Forward Diffusion Process
The forward diffusion process incrementally adds Gaussian noise to the data over \( T \) timesteps. At each timestep \( t \), noise is added according to a predefined schedule. Mathematically, this process is defined as:
\[
q(\mathbf{x}_t \mid \mathbf{x}_{t-1}) = \mathcal{N}\left( \mathbf{x}_t; \sqrt{\alpha_t} \mathbf{x}_{t-1}, \beta_t \mathbf{I} \right),
\]
where \( \alpha_t = 1 - \beta_t \) and \( \beta_t \) is the noise variance at timestep \( t \). By composing these transitions, the noisy data at any timestep \( t \) can be expressed directly in terms of the original data \( \mathbf{x}_0 \):
\[
\mathbf{x}_t = \sqrt{\bar{\alpha}_t} \mathbf{x}_0 + \sqrt{1 - \bar{\alpha}_t} \boldsymbol{\epsilon},
\]
with \( \bar{\alpha}_t = \prod_{s=1}^t \alpha_s \) and \( \boldsymbol{\epsilon} \sim \mathcal{N}(\mathbf{0}, \mathbf{I}) \). This equation shows that the data becomes increasingly noisy as \( t \) increases.
Noise Schedule
The noise schedule determines how \( \beta_t \) changes over time. A linear schedule interpolating between a starting value \( \beta_{\text{start}} \) and an ending value \( \beta_{\text{end}} \) is used:
\[
\beta_t = \beta_{\text{start}} + \frac{t}{T} \left( \beta_{\text{end}} - \beta_{\text{start}} \right).
\]
This schedule affects the cumulative product \( \bar{\alpha}_t \), which is crucial for both the forward diffusion and reverse denoising processes.
Reverse Diffusion Process
The goal is to learn the reverse of the forward process, denoted as \( p_\theta(\mathbf{x}_{t-1} \mid \mathbf{x}_t) \), which ideally inverts the noise addition:
\[
p_\theta(\mathbf{x}_{t-1} \mid \mathbf{x}_t) = \mathcal{N}\left( \mathbf{x}_{t-1}; \boldsymbol{\mu}_\theta(\mathbf{x}_t, t), \sigma_t^2 \mathbf{I} \right).
\]
Here, \( \boldsymbol{\mu}_\theta \) is the mean predicted by a neural network conditioned on \( \mathbf{x}_t \) and \( t \), and \( \sigma_t^2 \) is the variance, which can be set based on the forward process.
Training Objective
Training aims to minimize the difference between the true noise \( \boldsymbol{\epsilon} \) and the noise predicted by the neural network \( \boldsymbol{\epsilon}_\theta \). The simplified loss function used is:
\[
\mathcal{L} = \mathbb{E}_{\mathbf{x}_0, \boldsymbol{\epsilon}, t} \left[ \left\| \boldsymbol{\epsilon} - \boldsymbol{\epsilon}_\theta(\mathbf{x}_t, t) \right\|^2 \right].
\]
This loss is derived from variational lower bounds and is a form of denoising score matching, encouraging the model to accurately predict the noise at each timestep.

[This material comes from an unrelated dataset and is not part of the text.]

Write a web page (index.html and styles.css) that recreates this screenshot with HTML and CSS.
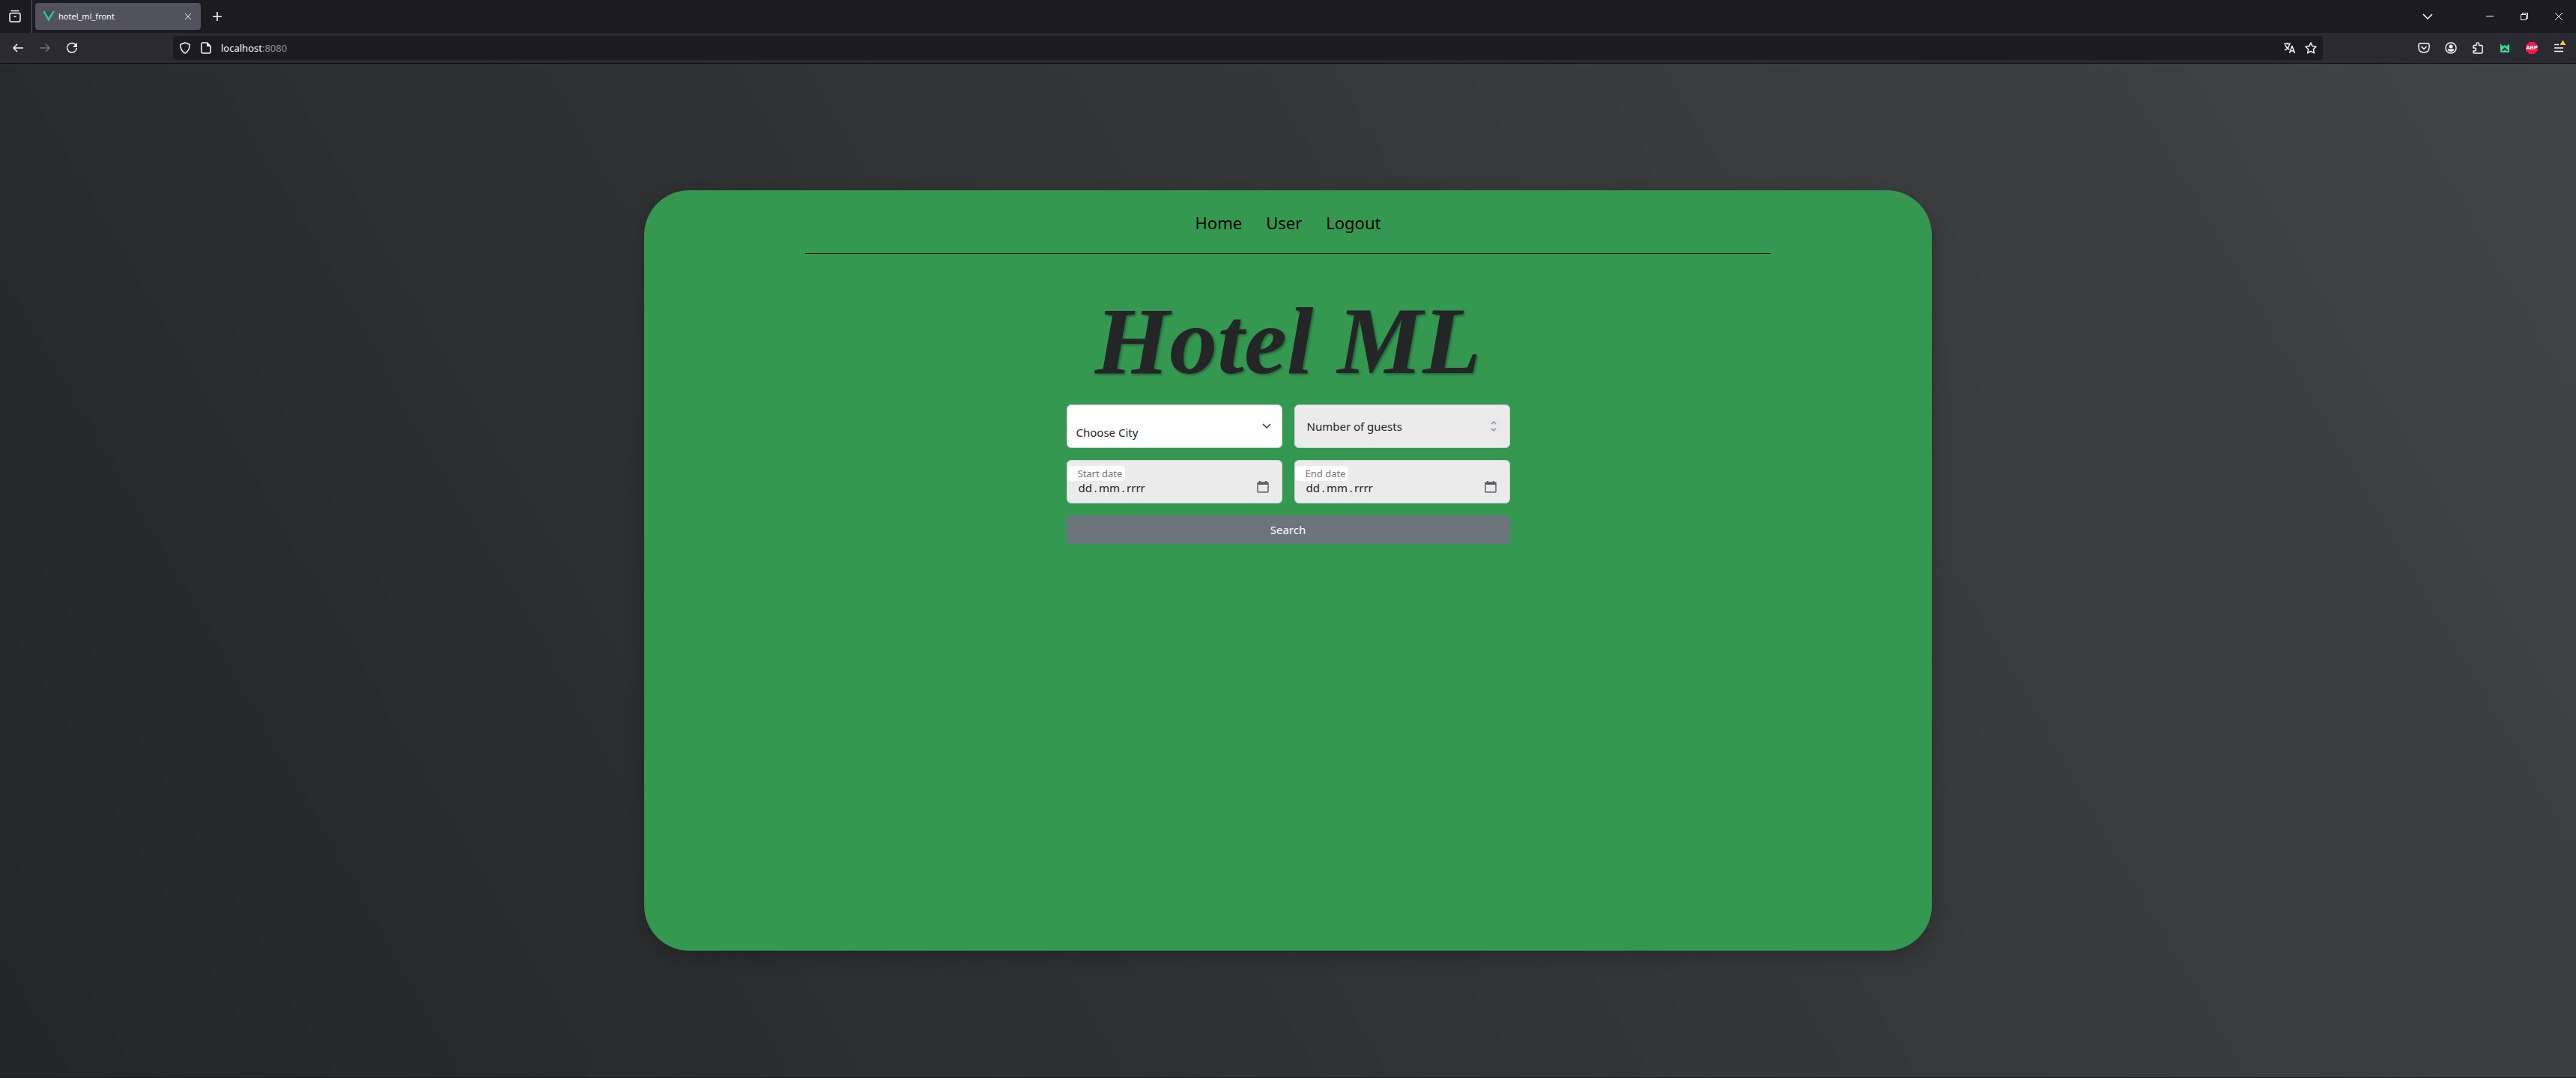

Time-Conditioned Neural Network
The neural network \( \boldsymbol{\epsilon}_\theta \) is designed to predict the noise present in the data at each timestep. It is conditioned on \( t \) to account for the time-dependent nature of the noise addition. The network architecture includes:
- Time Embedding: Encoding the timestep \( t \) into a higher-dimensional representation to provide temporal information to the network.
- UNet Architecture: A convolutional network with downsampling and upsampling paths, capturing multi-scale spatial features and allowing skip connections for efficient gradient flow.
Sampling Procedure
To generate new samples, the process starts with Gaussian noise \( \mathbf{x}_T \) and iteratively applies the learned reverse transitions:
\[
\mathbf{x}_{t-1} = \frac{1}{\sqrt{\alpha_t}} \left( \mathbf{x}_t - \frac{\beta_t}{\sqrt{1 - \bar{\alpha}_t}} \boldsymbol{\epsilon}_\theta(\mathbf{x}_t, t) \right) + \sigma_t \mathbf{z},
\]
where \( \mathbf{z} \sim \mathcal{N}(\mathbf{0}, \mathbf{I}) \) if \( t > 1 \) and \( \mathbf{z} = \mathbf{0} \) if \( t = 1 \), and \( \sigma_t = \sqrt{\beta_t} \). This equation updates the sample by removing the estimated noise and adding a small amount of random noise to maintain stochasticity, gradually refining the sample towards the data distribution.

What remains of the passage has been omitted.